In 2004, they became the first terrorist organization to be granted “protected” status by the US government.

The MEK captives were supposedly being confined to a US military-run compound northeast of Baghdad, but according to several sources, the Bush Administration and the Department of Defense have been using the group against Tehran. [2]

According to Raw Story, “Although the specifics of what the MEK is being used for remain unclear, a UN official close to the Security Council explained that the newly renamed MEK soldiers are being run instead of military advance teams, committing acts of violence in hopes of staging an insurgency of the Iranian Sunni population.”

Suspected US-sponsored MEK operations include the string of terrorist bombings that killed at least 12 people and injured 90 others in Iran just prior to the country’s elections in 2005.

The image “http://www.ctv.ca/archives/CTVNews/img2/20050612/169_ap_iran_blast_050612.jpg” cannot be displayed, because it contains errors.
The vehicle pictured above was destroyed during the pre-election attacks
(Photo: AP / Iran TV)

US-sponsored MEK militants also attacked and killed 22 Iranian officials in the south-eastern province of Sistan-Baluchistan this March, according to US government officials who spoke to Raw Story.

As early as January of 2005 the MEK were “launching raids” from Camp Habib in Basra on behalf of the US, and had also been given permission by Pakistani President Pervez Musharaff to operate from Pakistan’s Baluchi area, according to US officials who spoke to UPI.

“[Undersecretary of Defense Intelligence Stephen] Cambone and those guys made MEK members swear an oath to Democracy and resign from the MEK and then our guys incorporated them into their unit and trained them,” one intelligence official told Raw Story. “These guys are nuts,” he said.
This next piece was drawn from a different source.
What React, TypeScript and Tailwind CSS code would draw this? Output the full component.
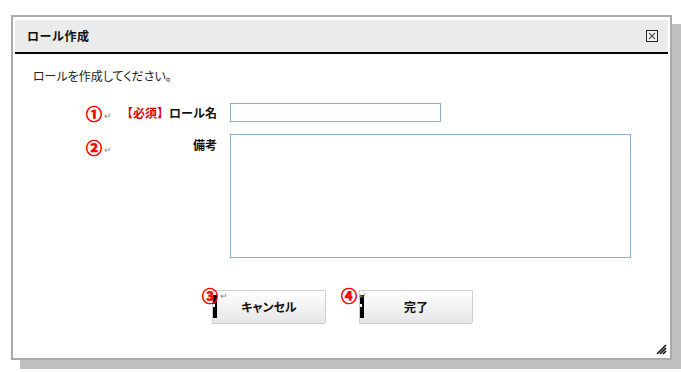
import React from "react";

const jp = "font-['MS_PGothic','Noto_Sans_CJK_JP',sans-serif]";

function Mark({ n, className }: { n: string; className: string }) {
  return (
    <span className={`absolute flex items-start ${className}`}>
      <span className="text-[16px] leading-[16px] font-bold text-[#ff0000] [-webkit-text-stroke:0.7px_#ff0000]">{n}</span>
    </span>
  );
}

function Ret({ className }: { className: string }) {
  return <span className={`absolute text-[9px] leading-[9px] text-[#8a8a8a] ${className}`}>↵</span>;
}

function Bar() {
  return (
    <span className="absolute left-[1px] top-[5px] w-[4px] h-[23px] bg-black">
      <span className="absolute left-0 top-[9px] w-[2px] h-[3px] bg-white" />
    </span>
  );
}

export default function App() {
  return (
    <div className={`w-[681px] h-[372px] bg-white pt-[15px] pl-[11px] ${jp} [font-feature-settings:'palt'] text-[#111]`}>
      <div className="relative w-[661px] h-[345px] border-2 border-[#aaaaaa] bg-white pt-[3px] px-[2px] shadow-[9px_9px_0_#c0c0c0] flex flex-col">
        <div className="h-[34px] bg-[#ebebeb] border-b-2 border-black flex items-center justify-between pl-[12px] pr-[10px] pb-[1px]">
          <span className="text-[12px] font-bold [font-feature-settings:normal] tracking-[0.5px]">ロール作成</span>
          <svg width="12" height="12" viewBox="0 0 12 12">
            <rect x="0.5" y="0.5" width="11" height="11" fill="#f4f4f4" stroke="#222" />
            <path d="M3 3 L9 9 M9 3 L3 9" stroke="#555" strokeWidth="1.1" />
          </svg>
        </div>

        <div className="pl-[18px] pt-[14px] text-[12px] leading-[16px] text-[#222]">ロールを作成してください。</div>

        <div className="ml-[68px] mt-[19px] grid grid-cols-[134px_401px] gap-x-[13px] gap-y-[12px]">
          <div className="relative h-[19px] flex items-center justify-end">
            <Mark n="①" className="left-[3px] top-[2px]" />
            <Ret className="left-[21px] top-[8px]" />
            <span className="text-[12px] font-bold text-[#e00000] [font-feature-settings:normal]">【必須】</span>
            <span className="text-[12px] font-bold [font-feature-settings:normal]">ロール名</span>
          </div>
          <div>
            <input className="block w-[211px] h-[19px] border border-[#8fabc8] bg-white outline-none" />
          </div>
          <div className="relative h-[124px] flex justify-end">
            <Mark n="②" className="left-[3px] top-[5px]" />
            <Ret className="left-[21px] top-[11px]" />
            <span className="text-[12px] leading-[14px] mt-[4px] font-bold [font-feature-settings:normal]">備考</span>
          </div>
          <div>
            <textarea className="block w-[401px] h-[124px] border border-[#8fabc8] bg-white outline-none resize-none" />
          </div>
        </div>

        <div className="mt-[32px] flex justify-center gap-[33px] pl-[2px]">
          <div className="relative">
            <button className="w-[114px] h-[34px] border border-[#cfcfcf] rounded-br-[3px] bg-gradient-to-b from-white to-[#e6e6e6] text-[12px] font-bold text-[#111]">
              キャンセル
            </button>
            <Bar />
            <Mark n="③" className="left-[-10px] top-[-3px]" />
            <Ret className="left-[8px] top-[1px]" />
          </div>
          <div className="relative">
            <button className="w-[114px] h-[34px] border border-[#cfcfcf] rounded-br-[3px] bg-gradient-to-b from-white to-[#e6e6e6] text-[12px] font-bold text-[#111]">
              完了
            </button>
            <Bar />
            <Mark n="④" className="left-[-18px] top-[-3px]" />
            <Ret className="left-[0px] top-[1px]" />
          </div>
        </div>

        <svg className="absolute right-[3px] bottom-[3px]" width="11" height="11" viewBox="0 0 11 11">
          <path d="M1 10 L10 1 M4 10 L10 4 M7 10 L10 7" stroke="#111" strokeWidth="1.6" />
        </svg>
      </div>
    </div>
  );
}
In addition to carrying out attacks, US-trained MEK units are also reportedly being sent into Iran to collect information and targeting data on the country’s alleged nuclear weapons program. [3]

According to former and current intelligence officials interviewed by UPI, the MEK units are entering Iran from the south while Israeli-trained Kurds are carrying out parallel operations from the north.

“Both covert groups are tasked by the Bush administration with planting sensors or ‘sniffers’ close to suspected Iran nuclear weapons development sites that will enable the Bush administration to monitor the progress of the program and develop targeting data, these sources said,” according to UPI.

“There is an urgent need to obtain this information, at least in the minds of administration hawks,” one administration official reportedly said.

While ‘gathering’ intelligence in the past, the MEK has been known to use deception to advance their own agenda—in some cases conspiring with their American supporters.

According to The New York Times, for instance, the MEK “rattled the Iranian government and the arms control community in 2002 when it revealed the existence of two secret Iranian nuclear facilities.” The MEK’s information, however, according to a CIA official interviewed by Iran Press Service (IPS), was actually given to the group by sources within the Pentagon that were seeking to legitimize the MEK.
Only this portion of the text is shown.